All Artists: Stephen Litwin
Title: Leonard Bernstein: Piano Music
Members Wishing: 1
Total Copies: 0
Label: Cala
Original Release Date: 11/20/2006
Release Date: 11/20/2006
Genres: New Age, Classical
Styles: Instrumental, Historical Periods, Modern, 20th, & 21st Century
Number of Discs: 1
SwapaCD Credits: 1
 

CD Reviews

Breezy, light pieces of passing interest only
Santa Fe Listener | Santa Fe, NM USA | 04/20/2010
(3 out of 5 stars)

"Much as I love Bernstein, you'd have to be a die-hard completist to want more than a taste of his piano music. It's offered, in fact, in tiny bites. Bernstein wrote musical epigrams for his close friends, which were gathered into collections entitled "Anniversaries." the longest contains thirteen such musical sketches, on the order of a minute or two long. The others number four, five, and seven. Unlike Elgar's enigma Variations, there's no guessing about the people involved, who run the gamut form his wife, Felicia, through fellow composers like David Diamond and William Schuman, to mentors like Copland and Koussevitzky.
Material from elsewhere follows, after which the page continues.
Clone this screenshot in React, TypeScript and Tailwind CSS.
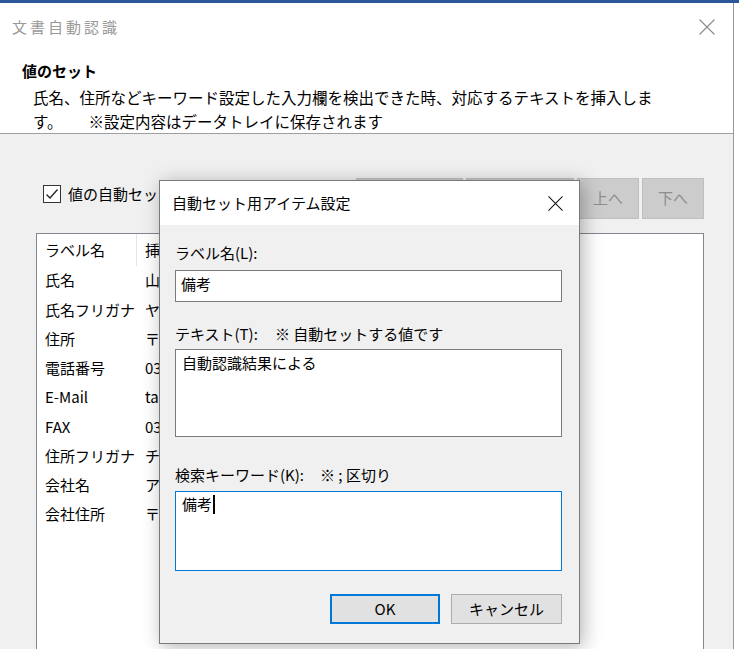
const rows = [
  ["氏名", "山田 太郎"],
  ["氏名フリガナ", "ヤマダ タロウ"],
  ["住所", "〒100-0001 東京都千代田区"],
  ["電話番号", "03-1234-5678"],
  ["E-Mail", "taro@example.com"],
  ["FAX", "03-1234-5679"],
  ["住所フリガナ", "チヨダク チヨダ"],
  ["会社名", "アイウ株式会社"],
  ["会社住所", "〒100-0005 東京都千代田区"],
];

const CloseX = ({ size, color }: { size: number; color: string }) => (
  <svg width={size} height={size} viewBox="0 0 16 16" fill="none">
    <path d="M0.5 0.5 L15.5 15.5 M15.5 0.5 L0.5 15.5" stroke={color} strokeWidth="1.1" />
  </svg>
);

const App = () => {
  return (
    <div className="relative h-[649px] w-[739px] overflow-hidden bg-white font-['Noto_Sans_CJK_JP',sans-serif] text-[15px] text-black">
      <div className="h-[3px] bg-[#2b579a]" />

      {/* main window */}
      <div className="flex h-[646px] w-[734px] flex-col border-r border-[#999999]">
        <div className="bg-white">
          <div className="flex h-[48px] items-center justify-between pl-3 pr-[18px]">
            <span className="text-[15px] tracking-[3px] text-[#999999]">文書自動認識</span>
            <CloseX size={16} color="#8a8a8a" />
          </div>
          <div className="pl-[22px] pt-[9px]">
            <div className="text-[15px] font-bold leading-[22px]">値のセット</div>
            <div className="mt-[3px] whitespace-nowrap pl-[11px] text-[15.5px] leading-6">
              氏名、住所などキーワード設定した入力欄を検出できた時、対応するテキストを挿入しま
              <br />
              す。<span className="ml-[26px]">※設定内容はデータトレイに保存されます</span>
            </div>
          </div>
        </div>

        <div className="flex-1 border-t border-[#a0a0a0] bg-[#f0f0f0] pl-9 pr-[29px] pt-[44px]">
          <div className="flex items-start justify-between">
            <div className="ml-[7px] mt-[6px] flex items-center gap-[7px]">
              <div className="flex h-[18px] w-[18px] items-center justify-center border border-[#333333] bg-white">
                <svg width="14" height="14" viewBox="0 0 14 14" fill="none">
                  <path d="M1.5 7.5 L5 11 L12.5 2.5" stroke="#222" strokeWidth="1.3" />
                </svg>
              </div>
              <span className="leading-5">値の自動セットを行う</span>
            </div>
            <div className="flex gap-[3px] text-[#8d8d8d]">
              <div className="flex h-[41px] w-[107px] items-center justify-center border border-[#bfbfbf] bg-[#cccccc]">追加</div>
              <div className="flex h-[41px] w-[108px] items-center justify-center border border-[#bfbfbf] bg-[#cccccc]">削除</div>
              <div className="flex h-[41px] w-[62px] items-center justify-center border border-[#bfbfbf] bg-[#cccccc]">上へ</div>
              <div className="flex h-[41px] w-[62px] items-center justify-center border border-[#bfbfbf] bg-[#cccccc]">下へ</div>
            </div>
          </div>

          <div className="mt-[14px] h-[500px] border border-[#828790] bg-white">
            <div className="flex h-[32px] items-center">
              <div className="flex h-full w-[100px] items-center border-r border-[#e5e5e5] pl-2">ラベル名</div>
              <div className="pl-2">挿入テキスト</div>
            </div>
            {rows.map(([label, value]) => (
              <div key={label} className="flex h-[29.25px] items-center whitespace-nowrap">
                <div className="w-[100px] pl-2">{label}</div>
                <div className="pl-2">{value}</div>
              </div>
            ))}
          </div>
        </div>
      </div>

      {/* modal dialog */}
      <div className="absolute left-[159px] top-[180px] flex h-[464px] w-[421px] flex-col border border-[#7a7a7a] bg-[#f0f0f0] shadow-[3px_3px_18px_rgba(0,0,0,0.3)]">
        <div className="flex h-[44px] items-center justify-between bg-white pl-3 pr-4">
          <span>自動セット用アイテム設定</span>
          <CloseX size={15} color="#111111" />
        </div>
        <div className="px-[15px] pt-[18px]">
          <div className="leading-5">ラベル名(L):</div>
          <div className="mt-[7px] flex h-[32px] w-[387px] items-center border border-[#7a7a7a] bg-white pb-[4px] pl-[5px]">
            備考
          </div>

          <div className="mt-[22px] flex leading-5">
            <span className="w-[100px]">テキスト(T):</span>
            <span>※ 自動セットする値です</span>
          </div>
          <div className="mt-[5px] h-[88px] w-[387px] border border-[#7a7a7a] bg-white pl-[6px] pt-[3px] leading-5">
            自動認識結果による
          </div>

          <div className="mt-[28px] flex leading-5">
            <span className="w-[145px]">検索キーワード(K):</span>
            <span>※ ; 区切り</span>
          </div>
          <div className="mt-[6px] flex h-[80px] w-[387px] items-start border border-[#0078d7] bg-white pl-[6px] pt-[2px] leading-5">
            <span>備考</span>
            <span className="ml-[1px] mt-[1px] inline-block h-[19px] w-[2px] bg-black" />
          </div>

          <div className="mt-[23px] flex justify-end gap-[11px] pr-[2px]">
            <div className="flex h-[30px] w-[110px] items-center justify-center border-2 border-[#0078d7] bg-[#e1e1e1]">OK</div>
            <div className="flex h-[30px] w-[111px] items-center justify-center border border-[#adadad] bg-[#e1e1e1]">キャンセル</div>
          </div>
        </div>
      </div>
    </div>
  );
};

export default App;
It would be fascinating if Bernstein was giving us sketches of the foibles, quirks, or personalities of his subjects. I couldn't detect such mini-portraits, but perhaps others can. The idioms range across familiar Bernstein territory with jazzy up-tempo bits, mournful Jewish bits, quasi-populist Copland bits, and so on. After seven or eight samples, interest quickly flags. clearly the composer didn't waste much inspiration on these little birthday and anniversary cards in miniature.



Two slightly more substantial works fill out the CD. "Touches" from 1981 is described as a chorale with eight variations, but as with almost all the other piano writing, it's very spare, often one note at a time with a few slim chords. The variations are on the order of Poulenc -- breezy and cosmopolitan, without much interest beyond their witty surface. Sounding not much different is the Piano Sonata written when Bernstein was twenty; it sounds like a student exercise in a jittery style with influences of the Boulanger school. Pianist Stefan Litwin plays well enough, without any particular flashes of brilliance. Here's the complete program with dates:



7 Anniversaries, 1944

4 Anniversaries, 1948

5 Anniversaries, 1951

13 Anniversaries, 1988

Piano Sonata, 1938

Touches, 1981



for the incorrigible completist, there's a small handful of other piano works that I haven't heard."